Моему взору предстали какие-то диковинные мифические животные. Было несколько вариантов зверя с длинной шеей и вытянутой мордой, причем в пасти вверху и внизу было только по три зуба. Самым великолепным экспонатом оказался широкий круглый корабль из камыша — этакий мощный ковчег. В отверстия на горбатой палубе вставлены три мачты с толстыми шершавыми парусами из камня. Корабль больше всего напоминал кондитерский шедевр, только из застывшей лавы вместо сдобного теста.

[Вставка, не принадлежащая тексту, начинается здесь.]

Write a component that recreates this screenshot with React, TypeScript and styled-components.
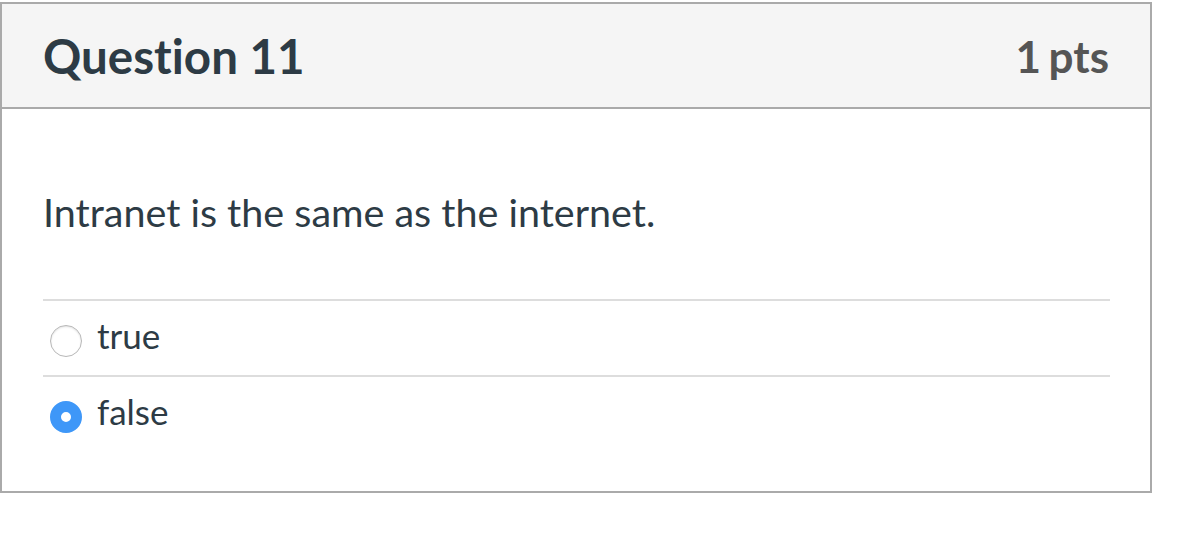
import styled, { createGlobalStyle } from 'styled-components';

const GlobalStyle = createGlobalStyle`
  body {
    margin: 0;
    background: #fff;
    font-family: Lato, "Open Sans", sans-serif;
    font-variant-ligatures: none;
  }
`;

const Card = styled.div`
  margin-top: 2px;
  width: 1152px;
  box-sizing: border-box;
  border: 2px solid #aaa;
  background: #fff;
`;

const Header = styled.div`
  display: flex;
  align-items: center;
  justify-content: space-between;
  height: 103px;
  padding: 0 41px 0 41px;
  background: #f5f5f5;
  border-bottom: 2px solid #aaa;
`;

const Title = styled.h2`
  margin: 0;
  font-size: 47.5px;
  font-weight: 700;
  color: #2d3b45;
`;

const Points = styled.div`
  font-size: 44px;
  font-weight: 700;
  word-spacing: -3px;
  color: #555;
`;

const Body = styled.div`
  padding: 77px 40px 40px 41px;
`;

const QuestionText = styled.p`
  margin: 0 0 61px;
  font-size: 39.5px;
  line-height: 52px;
  color: #2d3b45;
`;

const AnswerList = styled.div`
  display: flex;
  flex-direction: column;
`;

const Answer = styled.label`
  display: flex;
  align-items: center;
  gap: 15px;
  height: 74px;
  padding-left: 7px;
  border-top: 2px solid #ddd;
  font-size: 35px;
  color: #2d3b45;
`;

const AnswerText = styled.span`
  margin-top: -6px;
`;

const Radio = styled.span<{ $checked?: boolean }>`
  box-sizing: border-box;
  width: 32px;
  height: 32px;
  border-radius: 50%;
  flex: none;
  background: #fff;
  border: ${(p) => (p.$checked ? '11px solid #3e97f8' : '1.5px solid #b8b8b8')};
  box-shadow: ${(p) => (p.$checked ? 'none' : 'inset 0 1px 2px rgba(0,0,0,0.12)')};
  margin-top: 6px;
`;

const answers = [
  { label: 'true', checked: false },
  { label: 'false', checked: true },
];

export default function App() {
  return (
    <>
      <GlobalStyle />
      <Card>
        <Header>
          <Title>Question 11</Title>
          <Points>1 pts</Points>
        </Header>
        <Body>
          <QuestionText>Intranet is the same as the internet.</QuestionText>
          <AnswerList>
            {answers.map((a) => (
              <Answer key={a.label}>
                <Radio $checked={a.checked} />
                <AnswerText>{a.label}</AnswerText>
              </Answer>
            ))}
          </AnswerList>
        </Body>
      </Card>
    </>
  );
}
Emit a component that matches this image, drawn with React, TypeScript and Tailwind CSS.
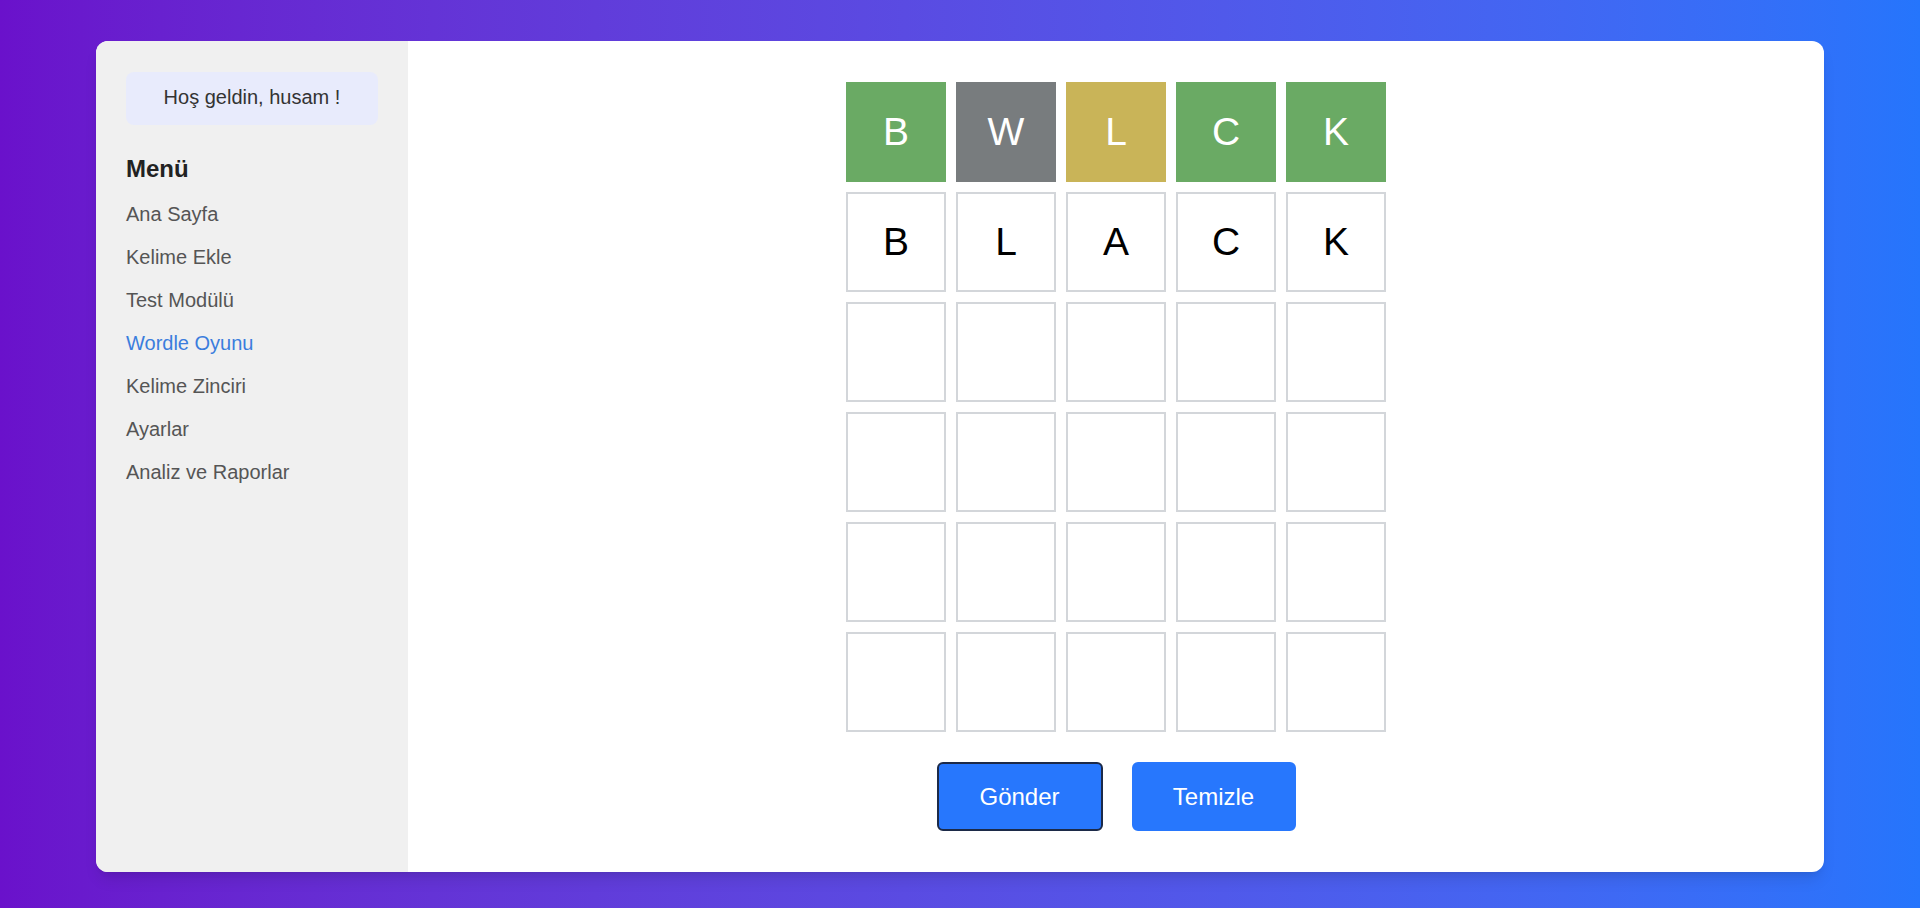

— Теперь ты видишь, как я узнал, что паруса тоже делали из камыша, — гордо произнес бургомистр, показывая на вертикальные полосы, которые изображали стебли.
Я заметил, что бургомистр покашливает — к нему подбиралась коконго. Сам же владелец «пряничного» корабля радостно сообщил, что в этом году коконго на редкость мягкая. Правда, пока он кашляет, ему все равно нельзя ходить в пещеру, это может принести несчастье. Прежде больные старики иной раз забирались в тайник, но это делалось нарочно, чтобы спрятаться и умереть там.
Когда возобновились работы в Анакене, бригаду «длинноухих» вместо заболевшего дона Педро возглавил Лазарь. Он чувствовал себя превосходно, легко вскарабкался на стену и уверенно подавал команды. И вот, наконец, на восемнадцатый день с начала подъема великан под грохот осыпающихся камней выпрямился и замер в вертикальном положении.
На море разыгрался шторм, и пришлось шкиперу увести траулер ближе к деревне, на два-три дня укрыть его за островом. А когда погода наладилась и судно вернулось на свое место у скал возле нашего лагеря, моя переносная радиостанция приняла сообщение капитана: он захватил из деревни пассажира, который непременно хочет мне что-то показать. Катер доставил меня на судно, и я увидел моего молодого друга Эстевана. Он явно приготовил мне сюрприз, и улыбка его опять была мальчишески счастливой, таким я не видел его с тех пор, как его жена отказалась приносить скульптуры из пещеры. Заметно волнуясь, Эстеван учтиво спросил, не найдется ли на корабле уголка потемнее, он должен посвятить меня в очень важную тайну. Я провел его в свою каюту и опустил шторы. Такое затемнение вполне устраивало Эстевана. Он на минуту вышел и вернулся с двумя огромными узлами. Закрыл поплотнее дверь и попросил меня отойти в сторонку и смотреть.
В темноте я едва различал его силуэт. Вот он нагнулся и что-то достал из узлов. Я ожидал увидеть что-нибудь светящееся, раз ему понадобилось затемнение. Но извлеченный из узла предмет совсем не выделялся во мраке. Я заметил, что Эстеван надевает его на себя. Может быть, маска или еще какое-нибудь убранство для танца? На голове Эстевана с обеих сторон как будто болталось что-то вроде длинных ушей; но, возможно, мне это почудилось. Затем он извлек из узлов еще два больших предмета, один положил на пол, другой — на кушетку около моей койки, — сел на корточки, положил руки на предмет, лежащий на полу, так, словно ему предстоял откровенный разговор с близким другом, и забормотал что-то по-полннезийски.